Researchers speculate environmental toxins may cause some pregnancies to terminate. Depending on the toxin, it may affect boys or girls more. Different substances seem to modify different parts of physiology in the different sexes.

Exposure to environmental factors, including environmental toxins, play a large role in how a fetus may develop. They can affect growth and proper development, but can also significantly affect a pregnancy, leading to the loss of the fetus.

Prior research has found that exposure to pollutants during pregnancy can increase a women’s risk of suffering a miscarriage and increases the risk the child will suffer heart dysfunction later in life. In fact, exposure to air pollution causes millions of preterm births every year.
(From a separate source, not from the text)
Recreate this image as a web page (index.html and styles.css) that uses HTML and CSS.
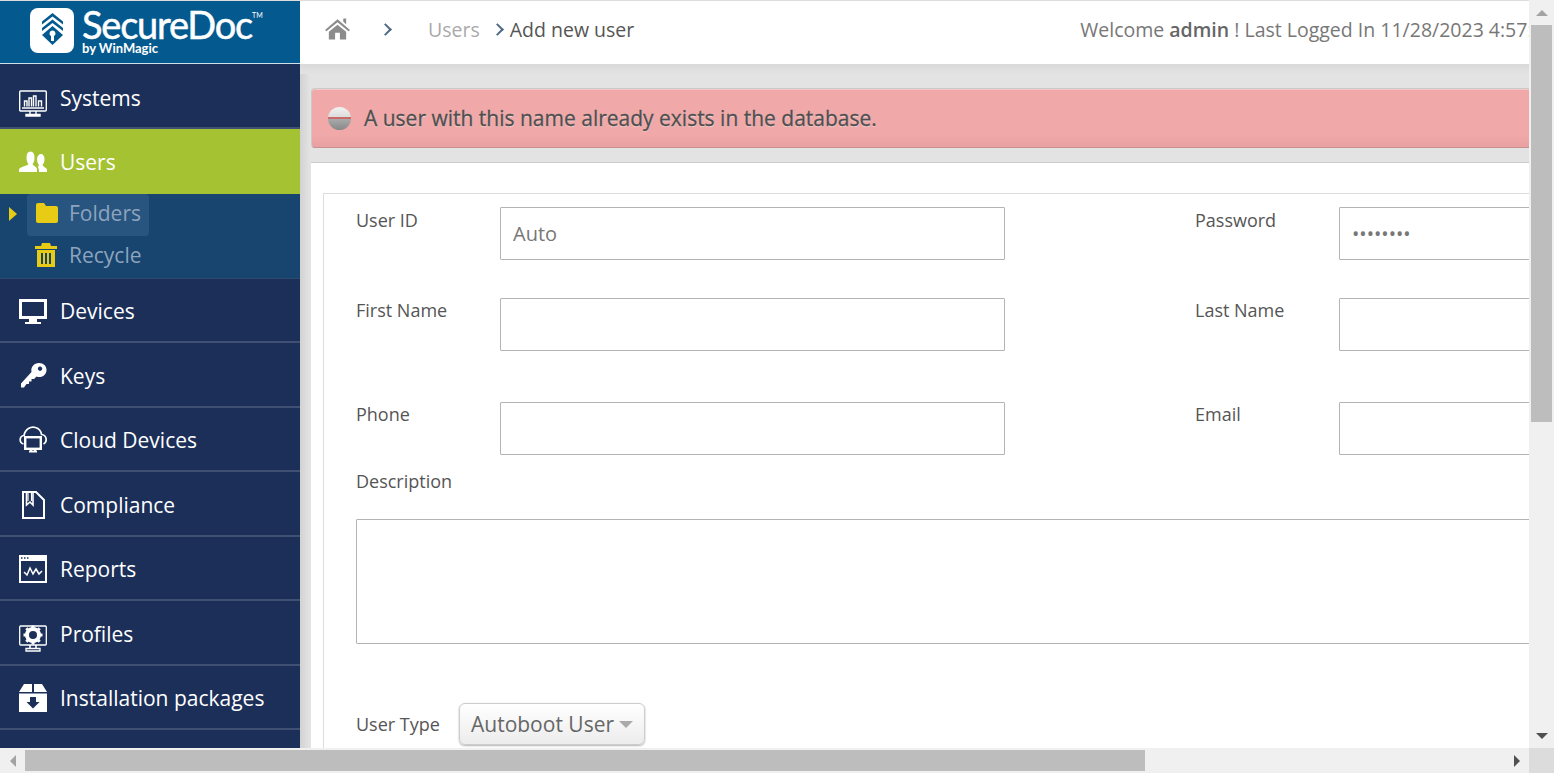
FILE: index.html
```html
<!DOCTYPE html>
<html lang="en">
<head>
    <meta charset="UTF-8">
    <meta name="viewport" content="width=device-width, initial-scale=1.0">
    <title>SecureDoc - Add new user</title>
    <link rel="stylesheet" href="styles.css">
</head>
<body>
<div class="window">
    <div class="page">
        <!-- Sidebar -->
        <aside class="sidebar">
            <div class="logo">
                <svg class="logo-mark" viewBox="0 0 44 45">
                    <rect width="44" height="45" rx="8" fill="#fff"/>
                    <path d="M22.5 5 L33 13.5 V16.5 L22.5 8.5 L12 16.5 V13.5 Z M22.5 11.5 L33 20 V23 L22.5 15 L12 23 V20 Z" fill="#045a8f"/>
                    <path fill-rule="evenodd" d="M22.5 18 L33 27 L22.5 37 L12 27 Z M22.5 22.5 a3 3 0 0 0 -1.5 5.6 V33 H24 V28.1 A3 3 0 0 0 22.5 22.5 Z" fill="#045a8f"/>
                </svg>
                <div class="logo-text">
                    <div class="logo-name">SecureDoc<sup>TM</sup></div>
                    <div class="logo-by">by WinMagic</div>
                </div>
            </div>
            <nav>
                <a class="nav-item nav-item-tall">
                    <svg class="nav-icon icon-systems" viewBox="0 0 28 28" fill="none" stroke="#fff" stroke-width="1.4">
                        <rect x="0.7" y="1" width="26.6" height="20" rx="1"/>
                        <path d="M3 18 H25 M5.5 16.5 V11 H8 V16.5 M10 16.5 V8 H12.5 V16.5 M14.5 16.5 V6 H17 V16.5 M19.5 16.5 V11 H22.5 V16.5"/>
                        <path d="M11 21 V24 M17 21 V24 M7 26 H21 V24.5 H7 Z"/>
                    </svg>
                    Systems
                </a>
                <a class="nav-item nav-item-tall nav-item-active">
                    <svg class="nav-icon" viewBox="0 0 28 28" fill="#fff">
                        <path d="M5 24 H18 V21 C18 19 14.5 18 13.5 16 C15 14.5 15.5 12.5 15.5 9.5 C15.5 5.5 14 3.5 11.5 3.5 C9 3.5 7.5 5.5 7.5 9.5 C7.5 12.5 8 14.5 9.5 16 C8.5 18 0 19 0 21.5 V24 Z"/>
                        <path d="M20 24 H28 V21.5 C28 20 24.5 19 23.5 17 C24.5 16 25.5 14 25.5 11 C25.5 8 24 6 22 6 C20 6 18 8 18 11 C18 14 19 16 20 17 C19.5 18 18.5 18.5 19.5 20.5 C20 21.5 20 23 20 24 Z"/>
                    </svg>
                    Users
                </a>
                <div class="subnav">
                    <a class="sub-item sub-item-current">
                        <span class="sub-arrow"></span>
                        <svg class="sub-icon" viewBox="0 0 22 20" fill="#e8cb14">
                            <path d="M0 2 Q0 0 2 0 H8 L10 3 H20 Q22 3 22 5 V18 Q22 20 20 20 H2 Q0 20 0 18 Z"/>
                        </svg>
                        Folders
                    </a>
                    <a class="sub-item">
                        <svg class="sub-icon sub-icon-trash" viewBox="0 0 22 24" fill="#e8cb14">
                            <path fill-rule="evenodd" d="M7 0 H15 L16 3 H22 V6 H0 V3 H6 Z M2 7 H20 V24 H2 Z M6 10 V21 H8 V10 Z M10 10 V21 H12 V10 Z M14 10 V21 H16 V10 Z"/>
                        </svg>
                        Recycle
                    </a>
                </div>
                <a class="nav-item">
                    <svg class="nav-icon" viewBox="0 0 28 28" fill="#fff">
                        <path fill-rule="evenodd" d="M0 2 H28 V22 H0 Z M3 5 V19 H25 V5 Z M10 22 H18 V25 H22 V27 H6 V25 H10 Z"/>
                    </svg>
                    Devices
                </a>
                <a class="nav-item">
                    <svg class="nav-icon" viewBox="0 0 28 28" fill="#fff">
                        <path fill-rule="evenodd" d="M20 1 C24.5 1 27.5 4 27.5 8 C27.5 13 22.5 16.5 17.5 14.5 L15 17 H12.5 V19.5 H10 V22 H7.5 L5 25.5 H2 V21.5 L12.5 10 C11.5 5 15 1 20 1 Z M21 4.5 a2.2 2.2 0 1 0 0.1 0 Z"/>
                    </svg>
                    Keys
                </a>
                <a class="nav-item">
                    <svg class="nav-icon" viewBox="0 0 28 28" fill="none" stroke="#fff" stroke-width="1.7">
                        <path d="M4.5 18 C0 17 0 10 5 9.5 C6 3 12 0 16.5 1.5 C20 2.5 22 5 22.5 8.5 C28 9 28.5 16 24.5 18"/>
                        <rect x="6.2" y="11.2" width="15.6" height="11.6" stroke-width="2.4"/>
                        <path d="M10 25.5 H18 M12 23 V25 M16 23 V25" stroke-width="2"/>
                    </svg>
                    Cloud Devices
                </a>
                <a class="nav-item">
                    <svg class="nav-icon" viewBox="0 0 28 28" fill="none" stroke="#fff" stroke-width="2">
                        <path d="M4 1 H17 L25 9 V27 H4 Z"/>
                        <path d="M7.5 2 V14 L11 11 L14 14 V2" stroke-width="1.6"/>
                        <path d="M9 2 V10 M12.5 2 V10" stroke-width="1.2"/>
                    </svg>
                    Compliance
                </a>
                <a class="nav-item">
                    <svg class="nav-icon" viewBox="0 0 28 28">
                        <rect width="28" height="28" fill="#fff"/>
                        <rect x="2" y="6" width="24" height="20" fill="#1b2f59"/>
                        <path d="M2 3 H3.5 M5 3 H6.5 M8 3 H9.5" stroke="#1b2f59" stroke-width="1.4"/>
                        <path d="M5 17 L8 20 L11 13 L14 19 L17 14 L20 19 L23 16" fill="none" stroke="#fff" stroke-width="1.5"/>
                    </svg>
                    Reports
                </a>
                <a class="nav-item">
                    <svg class="nav-icon icon-profiles" viewBox="0 0 28 28">
                        <rect x="0.7" y="2" width="26.6" height="19" rx="1" fill="none" stroke="#fff" stroke-width="1.3"/>
                        <circle cx="14" cy="11" r="6" fill="none" stroke="#fff" stroke-width="4"/>
                        <path d="M14 1.5 V20.5 M4.5 11 H23.5 M7.3 4.3 L20.7 17.7 M20.7 4.3 L7.3 17.7" stroke="#fff" stroke-width="3" stroke-dasharray="3.4 12.2"/>
                        <path d="M11 21 V24 M17 21 V24" stroke="#fff" stroke-width="1.6"/>
                        <path d="M7 24.5 H21 V27 H7 Z" fill="none" stroke="#fff" stroke-width="1.3"/>
                    </svg>
                    Profiles
                </a>
                <a class="nav-item">
                    <svg class="nav-icon" viewBox="0 0 28 28" fill="#fff">
                        <path fill-rule="evenodd" d="M5 0 H13 V8 H0 Z M15 0 H23 L28 8 H15 Z M0 9.5 H28 V28 H0 Z M11 13 V18 H7.5 L14 24.5 L20.5 18 H17 V13 Z"/>
                    </svg>
                    Installation packages
                </a>
            </nav>
        </aside>

        <!-- Main content -->
        <main class="main">
            <header class="topbar">
                <svg class="home-icon" viewBox="0 0 26 24" fill="#8c8c8c">
                    <path d="M13 3 L26 14 L24.5 15.5 L13 6 L1.5 15.5 L0 14 Z M19 2 H22 V8 L19 5.5 Z M4 16 L13 8.5 L22 16 V24 H15.5 V17 H10.5 V24 H4 Z"/>
                </svg>
                <span class="crumb-sep crumb-sep-first"></span>
                <span class="crumb-link">Users</span>
                <span class="crumb-sep"></span>
                <span class="crumb-current">Add new user</span>
                <span class="welcome">Welcome <b>admin</b> ! Last Logged In 11/28/2023 4:57:</span>
            </header>

            <div class="content">
                <div class="alert">
                    <span class="alert-icon"></span>
                    A user with this name already exists in the database.
                </div>

                <div class="panel">
                    <form class="form-box">
                        <div class="form-row form-row-first">
                            <label>User ID</label>
                            <input type="text" placeholder="Auto">
                            <label class="label-right">Password</label>
                            <input type="password" value="password">
                        </div>
                        <div class="form-row form-row-second">
                            <label>First Name</label>
                            <input type="text">
                            <label class="label-right">Last Name</label>
                            <input type="text">
                        </div>
                        <div class="form-row">
                            <label>Phone</label>
                            <input type="text">
                            <label class="label-right">Email</label>
                            <input type="text">
                        </div>
                        <label class="desc-label">Description</label>
                        <textarea class="desc-input"></textarea>
                        <div class="type-row">
                            <label>User Type</label>
                            <button type="button" class="select-btn">Autoboot User<span class="select-caret"></span></button>
                        </div>
                    </form>
                </div>
            </div>
        </main>
    </div>

    <!-- Scrollbars -->
    <div class="vbar">
        <div class="sb-btn"><span class="arrow-up"></span></div>
        <div class="vthumb"></div>
        <div class="sb-btn sb-btn-end"><span class="arrow-down"></span></div>
    </div>
    <div class="hbar">
        <div class="sb-btn"><span class="arrow-left"></span></div>
        <div class="hthumb"></div>
        <div class="sb-btn sb-btn-end"><span class="arrow-right"></span></div>
    </div>
    <div class="corner"></div>
</div>
</body>
</html>
```

FILE: styles.css
```css
html, body {
    margin: 0;
    height: 100%;
    overflow: hidden;
}
body {
    font-family: "Open Sans", Arial, sans-serif;
    color: #555;
    background: #fff;
}
.window {
    display: grid;
    grid-template-columns: 1fr 25px;
    grid-template-rows: 1fr 25px;
    width: 1554px;
    height: 773px;
}
.page {
    display: flex;
    overflow: hidden;
    border-top: 1px solid #ddd;
    min-width: 0;
}

/* Sidebar */
.sidebar {
    flex: none;
    width: 300px;
    height: 800px;
    background: #1b2f59;
}
.logo {
    display: flex;
    box-sizing: border-box;
    height: 63px;
    padding: 7px 0 0 30px;
    background: #045a8f;
    border-bottom: 1px solid #cfe0ea;
}
.logo-mark {
    width: 44px;
    height: 45px;
}
.logo-text {
    margin-left: 8px;
    color: #fff;
}
.logo-name {
    font-family: Lato, "Open Sans", sans-serif;
    font-size: 38px;
    line-height: 32px;
    letter-spacing: -1.2px;
    white-space: nowrap;
    -webkit-text-stroke: 0.5px #fff;
}
.logo-name sup {
    font-size: 7px;
    line-height: 0;
    letter-spacing: 0;
    vertical-align: 21px;
    -webkit-text-stroke: 0;
}
.logo-by {
    font-family: Lato, "Open Sans", sans-serif;
    font-weight: 700;
    font-size: 13px;
    line-height: 16px;
}
.nav-item {
    display: flex;
    align-items: center;
    box-sizing: border-box;
    height: 64.5px;
    padding: 3px 0 0 19px;
    color: #fff;
    font-size: 21px;
    border-bottom: 2px solid #3f5072;
}
.nav-item-tall {
    height: 65px;
    padding-top: 5px;
}
.nav-item-active {
    padding-top: 1px;
    background: #a4c232;
    border-bottom: none;
}
.nav-icon {
    flex: none;
    width: 28px;
    height: 28px;
    margin-right: 13px;
}
.icon-systems {
    margin-top: 11px;
}
.icon-profiles {
    margin-top: 9px;
}
.subnav {
    box-sizing: border-box;
    height: 84.5px;
    background: #17456f;
    border-bottom: 1px solid #2c4a70;
}
.sub-item {
    position: relative;
    display: flex;
    align-items: center;
    box-sizing: border-box;
    height: 42px;
    margin-left: 27px;
    padding: 0 0 5px 9px;
    color: #8ea3bd;
    font-size: 21px;
}
.sub-item-current {
    width: 122px;
    background: #28557f;
    border-radius: 4px;
}
.sub-arrow {
    position: absolute;
    left: -18px;
    top: 13px;
    border-left: 8px solid #e8cb14;
    border-top: 7px solid transparent;
    border-bottom: 7px solid transparent;
}
.sub-icon {
    flex: none;
    width: 22px;
    height: 22px;
    margin-right: 11px;
}
.sub-icon-trash {
    height: 24px;
    margin-left: -1px;
    margin-right: 12px;
}

/* Main */
.main {
    flex: none;
    width: 1900px;
    background: #e3e3e3;
}
.topbar {
    display: flex;
    align-items: center;
    box-sizing: border-box;
    height: 63px;
    padding: 0 0 6px 25px;
    background: #fff;
    font-size: 19.5px;
    white-space: nowrap;
}
.home-icon {
    flex: none;
    width: 25px;
    height: 24px;
    margin-bottom: 4px;
}
.crumb-sep {
    width: 7px;
    height: 7px;
    margin: 0 8px 0 0;
    border-top: 2px solid #4f6a85;
    border-right: 2px solid #4f6a85;
    transform: rotate(45deg);
}
.crumb-sep-first {
    margin: 0 38px 0 31px;
}
.crumb-link {
    color: #aaa;
    margin-right: 13px;
}
.crumb-current {
    color: #555;
}
.welcome {
    margin-left: 446px;
    color: #777;
}
.welcome b {
    font-weight: 600;
    color: #666;
}
.content {
    padding: 24px 0 0 11px;
    height: 700px;
    background-color: #e3e3e3;
    background-image: linear-gradient(#d9d9d9, #e3e3e3 10px), linear-gradient(to right, #d2d2d2, #e3e3e3);
    background-size: 100% 10px, 10px 100%;
    background-repeat: no-repeat;
}
.alert {
    display: flex;
    align-items: center;
    box-sizing: border-box;
    height: 60px;
    padding-left: 16px;
    background: linear-gradient(#f0a8a8 80%, #e9a0a0);
    border: 1px solid #c9c9c9;
    border-bottom-color: #c99090;
    border-radius: 4px 0 0 4px;
    box-shadow: inset 0 1px 0 #f6c9c9;
    font-size: 21px;
    color: #4f4f4f;
    text-shadow: 0 1px 1px rgba(255, 255, 255, 0.55);
    -webkit-text-stroke: 0.3px #4f4f4f;
}
.alert-icon {
    flex: none;
    width: 23px;
    height: 23px;
    margin-right: 13px;
    border-radius: 50%;
    background: linear-gradient(#f2f2f2 0, #ddd 42%, #c86a6a 42%, #c86a6a 52%, #aaa 52%, #888 100%);
}
.panel {
    margin-top: 14px;
    padding: 30px 0 0 12px;
    height: 700px;
    background: #fff;
    border-top: 1px solid #ccc;
}
.form-box {
    box-sizing: border-box;
    height: 680px;
    padding: 13px 0 0 32px;
    border-top: 1px solid #ddd;
    border-left: 1px solid #ddd;
    font-size: 18px;
}
.form-row {
    display: grid;
    grid-template-columns: 144px 505px 190px 144px 505px;
}
.form-row-first {
    margin-bottom: 38px;
}
.form-row-second {
    margin-bottom: 51px;
}
.form-row label {
    line-height: 27px;
}
.form-row + .form-row label {
    margin-top: -1px;
}
.label-right {
    grid-column: 4;
}
input {
    box-sizing: border-box;
    height: 53px;
    padding: 0 12px;
    border: 1px solid #b4b4b4;
    border-radius: 1px;
    font-family: inherit;
    font-size: 20px;
    color: #777;
    outline: none;
}
input[type="password"] {
    font-size: 19.5px;
}
input::placeholder {
    color: #777;
    opacity: 1;
}
.desc-label {
    display: block;
    margin-top: 12px;
    line-height: 28px;
}
.desc-input {
    display: block;
    box-sizing: border-box;
    width: 1300px;
    height: 125px;
    margin-top: 24px;
    border: 1px solid #b4b4b4;
    border-radius: 1px;
    outline: none;
    resize: none;
}
.type-row {
    display: flex;
    align-items: center;
    margin-top: 59px;
}
.type-row label {
    width: 103px;
}
.select-btn {
    display: flex;
    align-items: center;
    box-sizing: border-box;
    width: 186px;
    height: 42px;
    padding: 0 0 0 11px;
    background: linear-gradient(#fff, #ececec);
    border: 1px solid #ccc;
    border-radius: 6px;
    box-shadow: 0 1px 2px rgba(0, 0, 0, 0.3);
    font-family: inherit;
    font-size: 21px;
    color: #666;
}
.select-caret {
    margin-left: 5px;
    border-top: 7px solid #aaa;
    border-left: 7px solid transparent;
    border-right: 7px solid transparent;
}

/* Scrollbars */
.vbar, .hbar {
    display: flex;
    background: #f0f0f0;
}
.vbar {
    flex-direction: column;
}
.sb-btn {
    display: flex;
    flex: none;
    align-items: center;
    justify-content: center;
    width: 25px;
    height: 25px;
}
.sb-btn-end {
    margin: auto 0 0 auto;
}
.vthumb {
    width: 21px;
    height: 397px;
    margin-left: 2px;
    background: #bdbdbd;
}
.hthumb {
    width: 1120px;
    height: 21px;
    margin-top: 2px;
    background: #bdbdbd;
}
.arrow-up {
    border-bottom: 6px solid #a3a3a3;
    border-left: 6px solid transparent;
    border-right: 6px solid transparent;
}
.arrow-down {
    border-top: 6px solid #505050;
    border-left: 6px solid transparent;
    border-right: 6px solid transparent;
}
.arrow-left {
    border-right: 6px solid #a3a3a3;
    border-top: 6px solid transparent;
    border-bottom: 6px solid transparent;
}
.arrow-right {
    border-left: 6px solid #505050;
    border-top: 6px solid transparent;
    border-bottom: 6px solid transparent;
}
.corner {
    background: #dcdcdc;
}
```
Other research indicates exposure to toxins like heavy metals during pregnancy disrupts a woman’s hormones and can lead to long-term side effects for both mother and infant. Toxins like arsenic, nickel, and lead interfere with the normal levels of naturally occurring hormones in both mother and child, leading to inadequate fetal growth and increased risk of chronic disease.

Research published in 2019 warned exposure to pollutants during pregnancy can be especially dangerous because pollutants can cross the placenta during pregnancy, allowing toxins to impact the growing fetus.

“After testing more than 100 hypotheses, we showed that neither dataset supported models in which the SRB (sex ratio at birth) changed seasonally or in response to variations in ambient temperature,” the researchers concluded. “However, increased levels of a diverse array of air and water pollutants, were associated with lower SRBs, including increased levels of industrial and agricultural activity, which served as proxies for water pollution.”